> [TASK DIRECTIONS]:
Omit pictures and quote the listing below line by line, from its start through the line that holds "15, 10, 5, 0]".

> [GIVEN MATERIAL]:
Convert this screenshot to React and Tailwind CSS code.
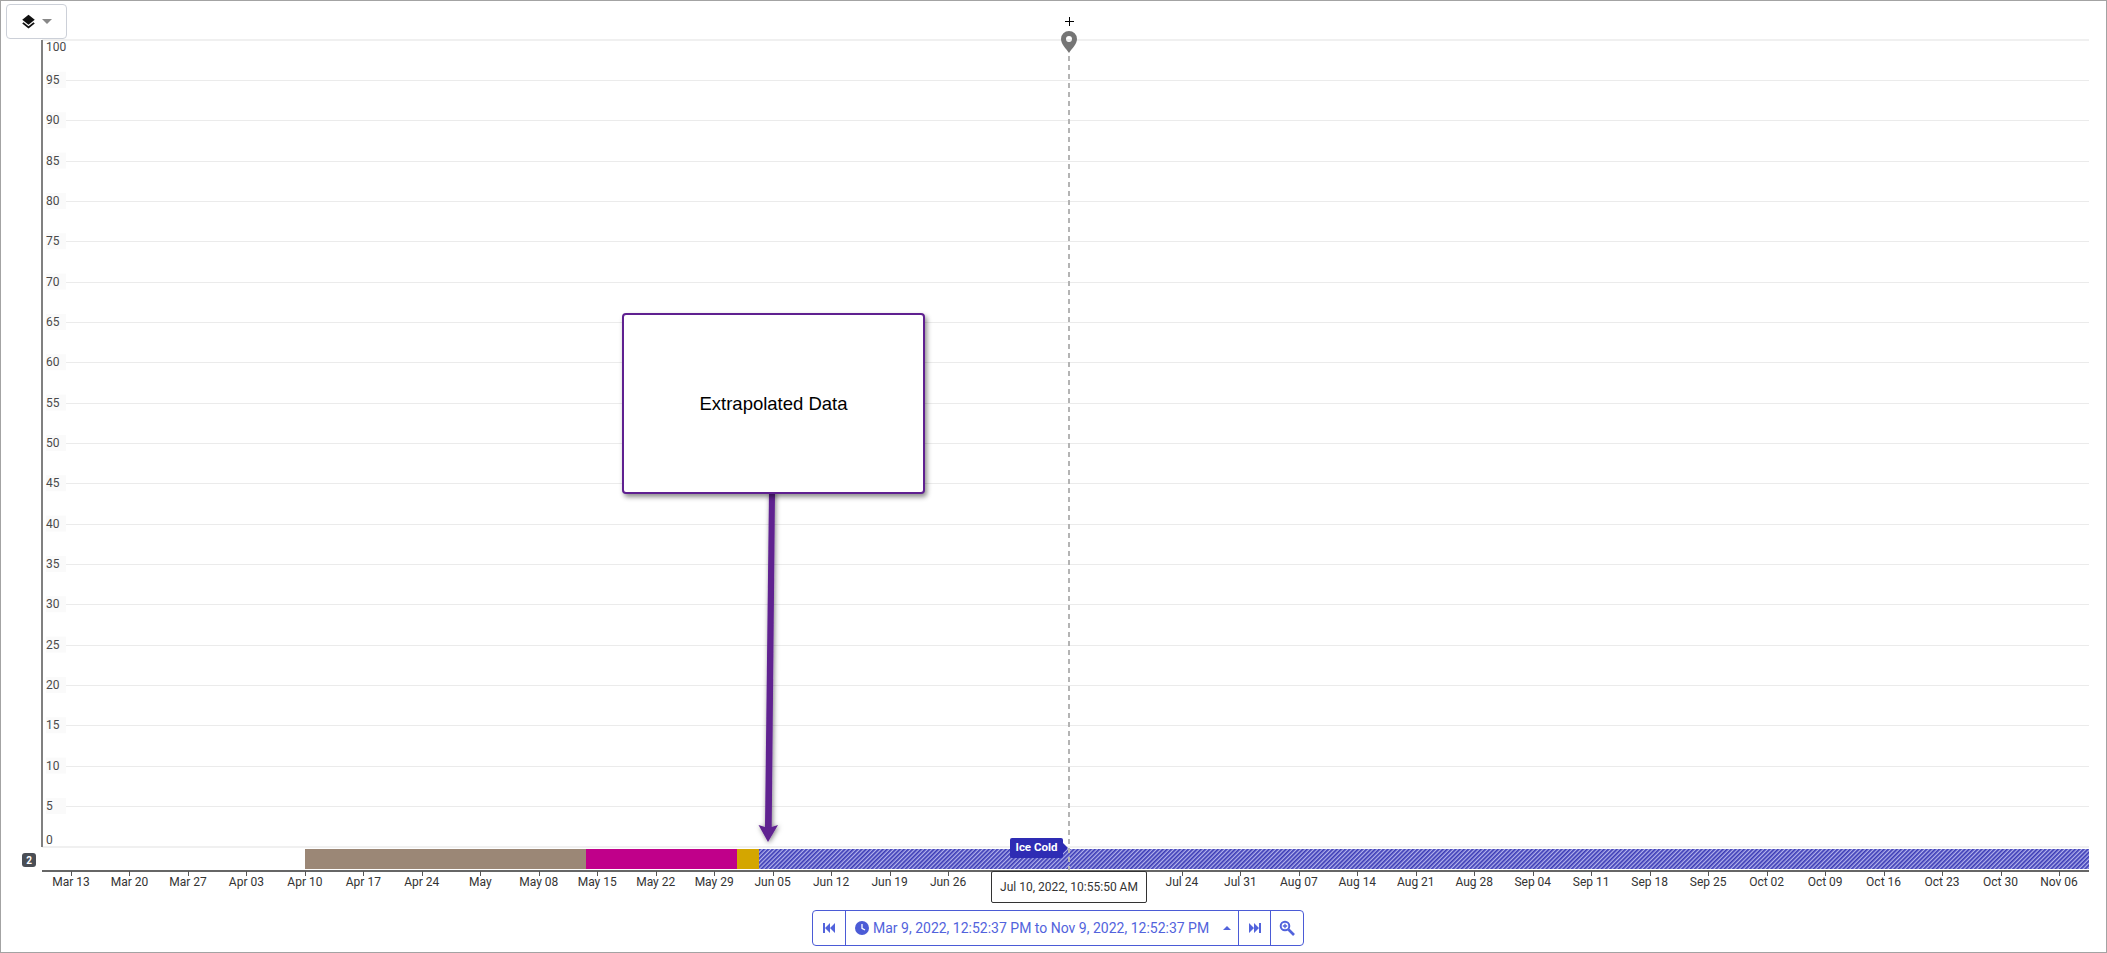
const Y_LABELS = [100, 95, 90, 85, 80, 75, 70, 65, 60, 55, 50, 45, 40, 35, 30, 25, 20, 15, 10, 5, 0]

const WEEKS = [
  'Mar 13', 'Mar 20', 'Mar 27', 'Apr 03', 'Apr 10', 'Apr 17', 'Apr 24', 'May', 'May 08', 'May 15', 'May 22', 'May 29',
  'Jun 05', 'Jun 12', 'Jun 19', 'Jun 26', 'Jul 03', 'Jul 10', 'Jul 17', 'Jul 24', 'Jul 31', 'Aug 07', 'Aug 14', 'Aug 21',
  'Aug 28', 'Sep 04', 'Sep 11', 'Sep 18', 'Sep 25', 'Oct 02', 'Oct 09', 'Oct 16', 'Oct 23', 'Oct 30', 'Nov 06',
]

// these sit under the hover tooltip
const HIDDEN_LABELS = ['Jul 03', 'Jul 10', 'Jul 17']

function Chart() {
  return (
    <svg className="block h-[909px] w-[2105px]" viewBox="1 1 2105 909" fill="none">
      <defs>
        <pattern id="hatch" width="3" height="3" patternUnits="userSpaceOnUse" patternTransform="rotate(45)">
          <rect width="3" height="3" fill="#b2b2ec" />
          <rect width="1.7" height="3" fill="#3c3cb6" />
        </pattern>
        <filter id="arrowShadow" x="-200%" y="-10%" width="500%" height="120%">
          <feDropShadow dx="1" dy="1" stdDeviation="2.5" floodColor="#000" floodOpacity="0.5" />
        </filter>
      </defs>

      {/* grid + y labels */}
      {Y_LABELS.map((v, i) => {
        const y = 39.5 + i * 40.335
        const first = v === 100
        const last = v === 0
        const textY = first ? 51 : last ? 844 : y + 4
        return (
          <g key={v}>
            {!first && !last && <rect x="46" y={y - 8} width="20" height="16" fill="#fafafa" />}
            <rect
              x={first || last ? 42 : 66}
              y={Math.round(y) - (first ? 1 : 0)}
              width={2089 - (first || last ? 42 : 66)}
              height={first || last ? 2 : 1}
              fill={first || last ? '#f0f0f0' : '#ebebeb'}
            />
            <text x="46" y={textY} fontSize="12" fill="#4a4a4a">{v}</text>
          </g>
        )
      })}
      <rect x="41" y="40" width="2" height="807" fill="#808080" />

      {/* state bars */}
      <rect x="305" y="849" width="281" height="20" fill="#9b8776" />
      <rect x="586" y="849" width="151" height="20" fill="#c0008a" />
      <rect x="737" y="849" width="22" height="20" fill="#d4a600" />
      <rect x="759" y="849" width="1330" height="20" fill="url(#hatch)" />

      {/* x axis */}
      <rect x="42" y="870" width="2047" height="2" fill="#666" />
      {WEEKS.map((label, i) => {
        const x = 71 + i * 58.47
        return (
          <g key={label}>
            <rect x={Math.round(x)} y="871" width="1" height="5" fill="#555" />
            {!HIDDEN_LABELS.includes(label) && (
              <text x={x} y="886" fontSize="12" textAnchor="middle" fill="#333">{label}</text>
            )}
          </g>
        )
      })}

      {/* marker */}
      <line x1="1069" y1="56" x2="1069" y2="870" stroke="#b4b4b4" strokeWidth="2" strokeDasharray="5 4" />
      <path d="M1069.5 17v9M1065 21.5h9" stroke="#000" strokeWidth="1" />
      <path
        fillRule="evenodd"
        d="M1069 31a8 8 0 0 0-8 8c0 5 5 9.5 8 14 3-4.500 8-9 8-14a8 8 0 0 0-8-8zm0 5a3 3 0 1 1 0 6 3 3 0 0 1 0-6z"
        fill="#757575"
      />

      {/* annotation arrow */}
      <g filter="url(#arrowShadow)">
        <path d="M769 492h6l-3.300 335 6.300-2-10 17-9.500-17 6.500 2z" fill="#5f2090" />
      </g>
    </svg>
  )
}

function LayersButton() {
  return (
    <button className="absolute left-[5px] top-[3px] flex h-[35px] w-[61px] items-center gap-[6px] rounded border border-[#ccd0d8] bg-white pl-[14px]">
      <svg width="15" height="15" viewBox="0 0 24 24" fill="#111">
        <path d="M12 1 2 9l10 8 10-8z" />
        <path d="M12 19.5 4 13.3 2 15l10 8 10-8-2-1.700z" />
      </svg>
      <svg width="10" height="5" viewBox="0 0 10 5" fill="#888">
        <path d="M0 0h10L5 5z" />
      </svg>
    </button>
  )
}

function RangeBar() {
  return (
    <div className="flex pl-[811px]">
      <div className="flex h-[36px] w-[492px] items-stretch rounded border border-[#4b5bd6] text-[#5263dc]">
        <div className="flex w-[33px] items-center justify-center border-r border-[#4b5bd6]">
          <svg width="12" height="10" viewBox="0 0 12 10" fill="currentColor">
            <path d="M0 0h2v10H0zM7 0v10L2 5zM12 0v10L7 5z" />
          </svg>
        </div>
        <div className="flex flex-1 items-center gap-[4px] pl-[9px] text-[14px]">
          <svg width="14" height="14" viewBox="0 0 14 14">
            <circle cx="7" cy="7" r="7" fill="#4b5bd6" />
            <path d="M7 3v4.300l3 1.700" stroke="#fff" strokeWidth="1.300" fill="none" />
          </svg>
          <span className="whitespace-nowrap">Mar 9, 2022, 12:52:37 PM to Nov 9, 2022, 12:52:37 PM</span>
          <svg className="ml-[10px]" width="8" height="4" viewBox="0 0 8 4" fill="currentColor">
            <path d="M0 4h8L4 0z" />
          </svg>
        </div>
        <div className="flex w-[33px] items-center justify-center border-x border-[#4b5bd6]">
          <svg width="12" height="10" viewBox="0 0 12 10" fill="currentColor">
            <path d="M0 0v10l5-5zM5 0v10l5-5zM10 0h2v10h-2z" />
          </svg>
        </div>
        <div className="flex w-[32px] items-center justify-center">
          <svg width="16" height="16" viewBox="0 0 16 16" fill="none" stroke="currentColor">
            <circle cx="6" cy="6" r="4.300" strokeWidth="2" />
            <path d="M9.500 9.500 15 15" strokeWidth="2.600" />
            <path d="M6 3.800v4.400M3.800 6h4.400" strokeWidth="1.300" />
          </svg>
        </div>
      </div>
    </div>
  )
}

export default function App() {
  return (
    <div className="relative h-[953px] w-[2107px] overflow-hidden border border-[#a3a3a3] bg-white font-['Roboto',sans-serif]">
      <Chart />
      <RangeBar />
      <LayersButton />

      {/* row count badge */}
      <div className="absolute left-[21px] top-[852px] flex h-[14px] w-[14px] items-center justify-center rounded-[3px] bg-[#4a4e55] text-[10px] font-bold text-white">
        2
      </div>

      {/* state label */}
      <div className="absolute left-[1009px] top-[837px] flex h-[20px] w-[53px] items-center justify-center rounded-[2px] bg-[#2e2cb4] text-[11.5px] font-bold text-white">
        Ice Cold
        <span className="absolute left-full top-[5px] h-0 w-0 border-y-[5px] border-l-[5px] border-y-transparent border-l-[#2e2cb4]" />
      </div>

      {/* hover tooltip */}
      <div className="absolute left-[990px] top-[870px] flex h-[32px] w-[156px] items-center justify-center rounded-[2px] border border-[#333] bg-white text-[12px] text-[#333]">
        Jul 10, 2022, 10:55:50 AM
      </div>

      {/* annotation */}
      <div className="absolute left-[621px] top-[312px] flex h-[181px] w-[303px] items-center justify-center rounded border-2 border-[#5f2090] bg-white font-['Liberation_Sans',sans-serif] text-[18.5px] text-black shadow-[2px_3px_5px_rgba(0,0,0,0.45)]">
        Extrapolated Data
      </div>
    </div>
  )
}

> [RESPONSE TO THE EXERCISE]:
Convert this screenshot to React and Tailwind CSS code.
const Y_LABELS = [100, 95, 90, 85, 80, 75, 70, 65, 60, 55, 50, 45, 40, 35, 30, 25, 20, 15, 10, 5, 0]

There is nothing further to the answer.